Scan the data below and pick out the lines containing the word "index".

INFORMATION GIVEN
>> Start
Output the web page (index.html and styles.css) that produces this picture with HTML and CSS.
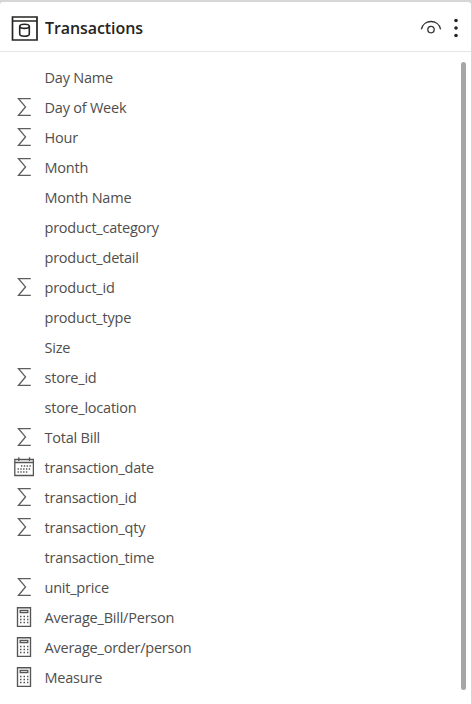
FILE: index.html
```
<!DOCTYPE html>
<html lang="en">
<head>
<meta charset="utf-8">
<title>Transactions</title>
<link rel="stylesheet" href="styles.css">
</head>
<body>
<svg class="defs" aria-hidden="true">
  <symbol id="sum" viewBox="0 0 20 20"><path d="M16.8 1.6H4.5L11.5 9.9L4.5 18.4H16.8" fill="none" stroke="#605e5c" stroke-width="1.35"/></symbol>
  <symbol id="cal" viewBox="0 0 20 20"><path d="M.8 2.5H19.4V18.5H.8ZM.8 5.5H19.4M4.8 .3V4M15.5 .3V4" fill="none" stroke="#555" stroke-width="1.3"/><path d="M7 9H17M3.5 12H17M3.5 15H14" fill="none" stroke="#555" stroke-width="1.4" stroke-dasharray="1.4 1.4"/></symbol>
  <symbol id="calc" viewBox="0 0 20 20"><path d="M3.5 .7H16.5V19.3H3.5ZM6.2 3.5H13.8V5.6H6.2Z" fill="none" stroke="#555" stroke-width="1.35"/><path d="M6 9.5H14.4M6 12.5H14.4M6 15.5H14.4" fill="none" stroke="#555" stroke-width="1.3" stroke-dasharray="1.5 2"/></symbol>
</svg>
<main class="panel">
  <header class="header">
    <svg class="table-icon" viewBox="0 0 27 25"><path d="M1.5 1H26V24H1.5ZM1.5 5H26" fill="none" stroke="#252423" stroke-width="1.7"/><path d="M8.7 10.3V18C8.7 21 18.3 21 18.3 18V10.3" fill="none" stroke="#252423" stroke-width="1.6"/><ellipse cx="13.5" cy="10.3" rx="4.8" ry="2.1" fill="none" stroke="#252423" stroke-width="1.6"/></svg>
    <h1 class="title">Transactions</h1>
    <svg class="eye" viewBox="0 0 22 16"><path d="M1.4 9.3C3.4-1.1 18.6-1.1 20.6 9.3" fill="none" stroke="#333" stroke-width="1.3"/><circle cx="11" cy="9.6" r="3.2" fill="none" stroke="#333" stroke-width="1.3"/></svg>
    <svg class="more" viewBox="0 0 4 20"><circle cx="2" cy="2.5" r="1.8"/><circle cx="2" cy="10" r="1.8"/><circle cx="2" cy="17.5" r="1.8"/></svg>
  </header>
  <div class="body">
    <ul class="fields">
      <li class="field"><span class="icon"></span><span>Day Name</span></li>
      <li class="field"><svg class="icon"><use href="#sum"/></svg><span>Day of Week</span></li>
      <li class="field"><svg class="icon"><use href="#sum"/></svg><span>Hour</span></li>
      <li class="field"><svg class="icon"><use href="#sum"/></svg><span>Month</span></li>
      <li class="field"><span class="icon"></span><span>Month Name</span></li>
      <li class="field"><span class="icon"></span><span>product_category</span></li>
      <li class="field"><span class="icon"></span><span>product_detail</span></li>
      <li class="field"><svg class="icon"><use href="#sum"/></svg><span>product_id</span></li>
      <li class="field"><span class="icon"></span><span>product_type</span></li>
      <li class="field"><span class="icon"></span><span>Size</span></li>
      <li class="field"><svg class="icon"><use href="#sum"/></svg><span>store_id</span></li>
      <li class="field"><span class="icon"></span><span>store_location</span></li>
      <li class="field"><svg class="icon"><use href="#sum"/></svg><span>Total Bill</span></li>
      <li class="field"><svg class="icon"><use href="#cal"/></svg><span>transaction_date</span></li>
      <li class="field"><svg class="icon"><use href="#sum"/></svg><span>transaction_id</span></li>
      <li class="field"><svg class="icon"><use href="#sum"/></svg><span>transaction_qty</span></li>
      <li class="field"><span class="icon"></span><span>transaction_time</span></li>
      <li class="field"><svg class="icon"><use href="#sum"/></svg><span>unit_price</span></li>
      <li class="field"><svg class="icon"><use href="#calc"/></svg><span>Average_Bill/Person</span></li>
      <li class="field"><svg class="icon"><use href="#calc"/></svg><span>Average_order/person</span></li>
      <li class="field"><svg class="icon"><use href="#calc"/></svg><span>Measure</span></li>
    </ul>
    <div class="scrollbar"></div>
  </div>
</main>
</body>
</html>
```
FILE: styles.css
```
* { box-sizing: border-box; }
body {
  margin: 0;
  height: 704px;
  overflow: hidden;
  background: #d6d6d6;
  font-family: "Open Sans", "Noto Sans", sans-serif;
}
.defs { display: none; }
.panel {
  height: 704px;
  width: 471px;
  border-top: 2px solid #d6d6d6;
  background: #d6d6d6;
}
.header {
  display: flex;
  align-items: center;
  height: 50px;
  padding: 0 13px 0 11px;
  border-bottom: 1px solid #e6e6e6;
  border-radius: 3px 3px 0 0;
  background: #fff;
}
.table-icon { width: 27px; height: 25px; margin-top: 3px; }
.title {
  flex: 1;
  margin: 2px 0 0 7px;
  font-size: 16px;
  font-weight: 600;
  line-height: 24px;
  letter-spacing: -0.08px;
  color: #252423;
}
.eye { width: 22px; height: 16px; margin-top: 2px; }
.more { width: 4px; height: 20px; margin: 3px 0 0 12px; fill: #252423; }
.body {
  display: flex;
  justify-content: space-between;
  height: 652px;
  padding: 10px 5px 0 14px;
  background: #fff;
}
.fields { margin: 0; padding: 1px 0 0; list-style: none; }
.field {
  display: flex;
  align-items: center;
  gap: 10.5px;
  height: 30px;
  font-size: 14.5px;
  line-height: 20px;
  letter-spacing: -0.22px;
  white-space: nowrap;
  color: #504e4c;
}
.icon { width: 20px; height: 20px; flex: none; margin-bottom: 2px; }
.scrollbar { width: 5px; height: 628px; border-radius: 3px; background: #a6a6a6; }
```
>> End
>> Start
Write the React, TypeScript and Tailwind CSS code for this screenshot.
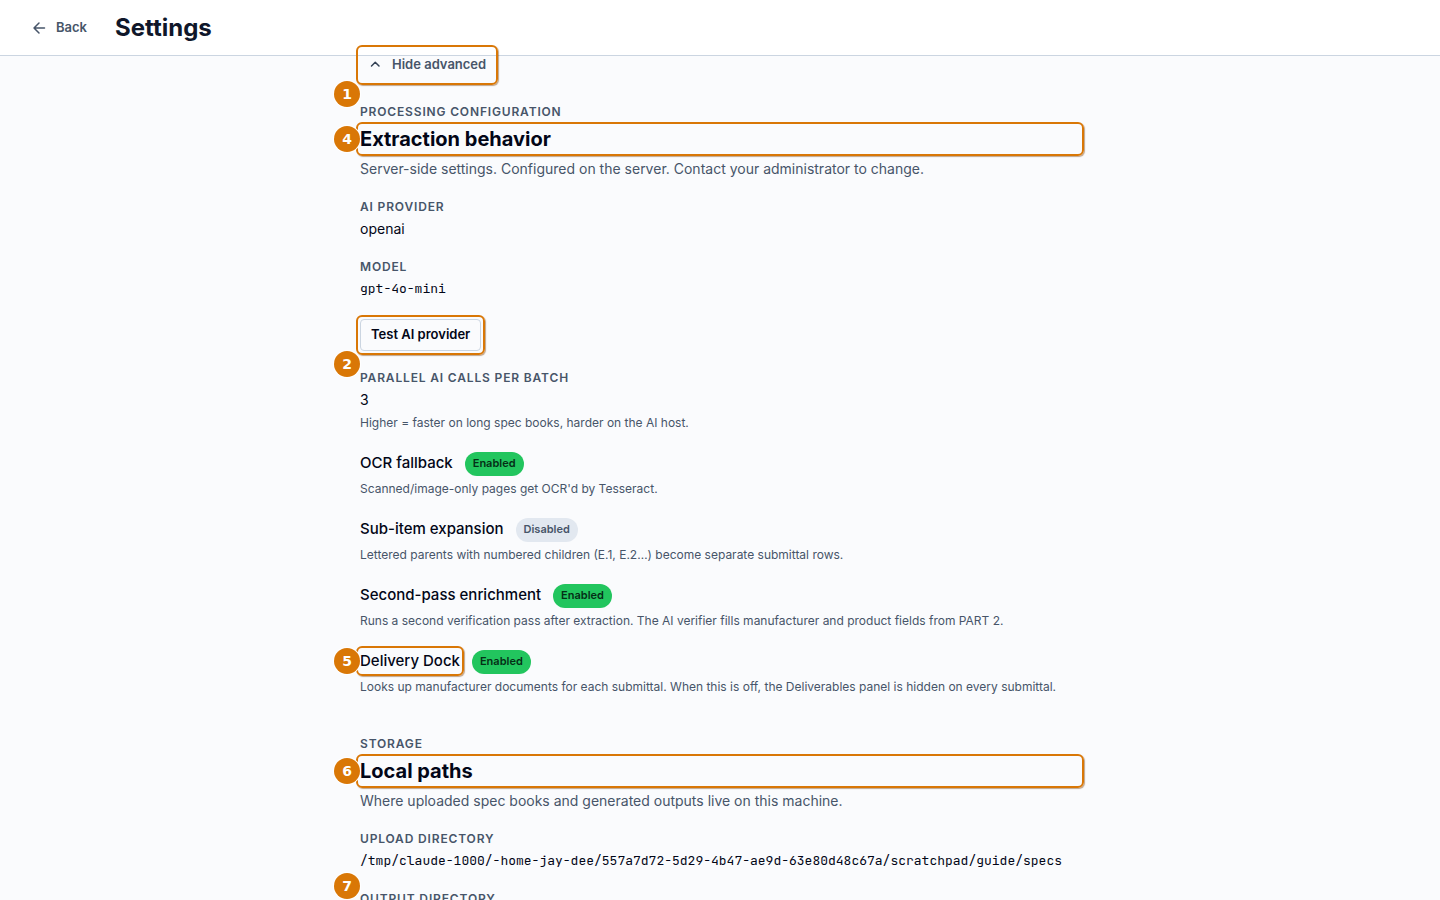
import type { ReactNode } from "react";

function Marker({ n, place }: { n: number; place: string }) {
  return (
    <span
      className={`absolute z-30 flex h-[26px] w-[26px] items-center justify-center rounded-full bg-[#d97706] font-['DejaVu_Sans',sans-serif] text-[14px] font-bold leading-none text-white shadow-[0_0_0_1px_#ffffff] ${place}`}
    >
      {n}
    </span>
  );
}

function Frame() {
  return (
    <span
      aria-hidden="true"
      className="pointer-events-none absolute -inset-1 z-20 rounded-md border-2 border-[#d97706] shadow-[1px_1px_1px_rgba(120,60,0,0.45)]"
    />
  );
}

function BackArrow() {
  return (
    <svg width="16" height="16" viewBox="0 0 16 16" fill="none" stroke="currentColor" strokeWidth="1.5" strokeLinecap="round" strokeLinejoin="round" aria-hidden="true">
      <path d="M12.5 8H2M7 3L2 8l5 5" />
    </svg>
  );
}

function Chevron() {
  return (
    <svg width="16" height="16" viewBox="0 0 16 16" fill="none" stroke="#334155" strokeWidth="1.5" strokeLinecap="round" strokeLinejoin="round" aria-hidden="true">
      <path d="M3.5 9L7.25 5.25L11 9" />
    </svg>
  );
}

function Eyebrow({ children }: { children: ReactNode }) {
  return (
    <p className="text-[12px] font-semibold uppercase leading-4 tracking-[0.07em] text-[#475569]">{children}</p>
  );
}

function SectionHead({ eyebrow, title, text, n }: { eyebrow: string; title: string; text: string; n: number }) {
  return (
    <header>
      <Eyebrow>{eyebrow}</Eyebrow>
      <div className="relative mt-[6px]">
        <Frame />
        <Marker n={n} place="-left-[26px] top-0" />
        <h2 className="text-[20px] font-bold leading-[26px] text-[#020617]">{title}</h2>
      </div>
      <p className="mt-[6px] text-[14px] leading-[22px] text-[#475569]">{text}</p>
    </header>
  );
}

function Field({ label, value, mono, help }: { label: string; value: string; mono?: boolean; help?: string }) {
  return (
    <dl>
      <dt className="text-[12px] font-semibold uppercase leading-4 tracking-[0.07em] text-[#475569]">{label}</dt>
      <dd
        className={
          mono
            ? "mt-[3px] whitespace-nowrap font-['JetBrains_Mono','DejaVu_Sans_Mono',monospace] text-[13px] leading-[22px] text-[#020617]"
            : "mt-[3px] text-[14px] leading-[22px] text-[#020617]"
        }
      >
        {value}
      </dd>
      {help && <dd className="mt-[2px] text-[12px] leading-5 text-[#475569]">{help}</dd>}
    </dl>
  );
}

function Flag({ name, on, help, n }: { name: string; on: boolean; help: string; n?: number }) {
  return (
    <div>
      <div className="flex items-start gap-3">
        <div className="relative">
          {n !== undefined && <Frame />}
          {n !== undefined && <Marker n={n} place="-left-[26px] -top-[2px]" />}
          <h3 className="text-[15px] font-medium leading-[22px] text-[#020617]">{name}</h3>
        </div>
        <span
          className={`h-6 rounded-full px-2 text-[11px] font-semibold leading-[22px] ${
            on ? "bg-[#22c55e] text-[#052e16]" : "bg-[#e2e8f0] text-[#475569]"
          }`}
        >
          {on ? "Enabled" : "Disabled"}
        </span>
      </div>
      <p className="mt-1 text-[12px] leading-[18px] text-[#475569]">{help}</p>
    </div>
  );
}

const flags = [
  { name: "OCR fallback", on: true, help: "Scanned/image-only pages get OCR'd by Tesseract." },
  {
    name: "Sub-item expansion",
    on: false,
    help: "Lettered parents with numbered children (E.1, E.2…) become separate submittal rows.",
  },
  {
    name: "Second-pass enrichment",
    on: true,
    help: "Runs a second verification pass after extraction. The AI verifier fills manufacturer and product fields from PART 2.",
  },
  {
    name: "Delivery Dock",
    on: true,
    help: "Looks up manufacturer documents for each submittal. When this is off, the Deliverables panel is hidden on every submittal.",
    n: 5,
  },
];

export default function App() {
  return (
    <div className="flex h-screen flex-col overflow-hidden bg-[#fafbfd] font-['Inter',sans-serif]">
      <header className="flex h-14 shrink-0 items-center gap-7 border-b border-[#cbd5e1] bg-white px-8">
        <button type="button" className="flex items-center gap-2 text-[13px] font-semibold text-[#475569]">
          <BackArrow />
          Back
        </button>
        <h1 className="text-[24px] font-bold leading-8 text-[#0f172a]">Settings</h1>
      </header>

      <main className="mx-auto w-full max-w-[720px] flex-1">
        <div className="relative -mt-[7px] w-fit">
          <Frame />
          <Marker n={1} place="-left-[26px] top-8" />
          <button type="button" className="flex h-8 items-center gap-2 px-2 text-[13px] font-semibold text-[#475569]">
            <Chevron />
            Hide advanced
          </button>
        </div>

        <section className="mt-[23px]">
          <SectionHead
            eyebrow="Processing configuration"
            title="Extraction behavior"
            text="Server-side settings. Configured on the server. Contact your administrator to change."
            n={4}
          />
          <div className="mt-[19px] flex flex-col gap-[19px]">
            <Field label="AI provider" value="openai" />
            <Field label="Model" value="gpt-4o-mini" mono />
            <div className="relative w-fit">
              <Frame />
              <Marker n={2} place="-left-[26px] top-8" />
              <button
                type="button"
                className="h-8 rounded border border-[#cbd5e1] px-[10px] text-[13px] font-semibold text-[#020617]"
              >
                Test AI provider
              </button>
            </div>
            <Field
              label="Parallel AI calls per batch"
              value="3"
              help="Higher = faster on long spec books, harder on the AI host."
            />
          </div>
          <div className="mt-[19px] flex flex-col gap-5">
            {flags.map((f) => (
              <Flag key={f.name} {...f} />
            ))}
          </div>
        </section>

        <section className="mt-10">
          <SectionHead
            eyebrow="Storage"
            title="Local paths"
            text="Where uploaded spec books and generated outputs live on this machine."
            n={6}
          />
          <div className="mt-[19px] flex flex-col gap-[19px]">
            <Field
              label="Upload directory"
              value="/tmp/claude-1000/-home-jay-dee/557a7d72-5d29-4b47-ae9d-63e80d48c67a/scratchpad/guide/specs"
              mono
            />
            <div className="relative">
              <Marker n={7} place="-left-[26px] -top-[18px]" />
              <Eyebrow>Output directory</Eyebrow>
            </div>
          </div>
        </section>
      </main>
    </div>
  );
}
>> End
SOLUTION
Output the web page (index.html and styles.css) that produces this picture with HTML and CSS.
FILE: index.html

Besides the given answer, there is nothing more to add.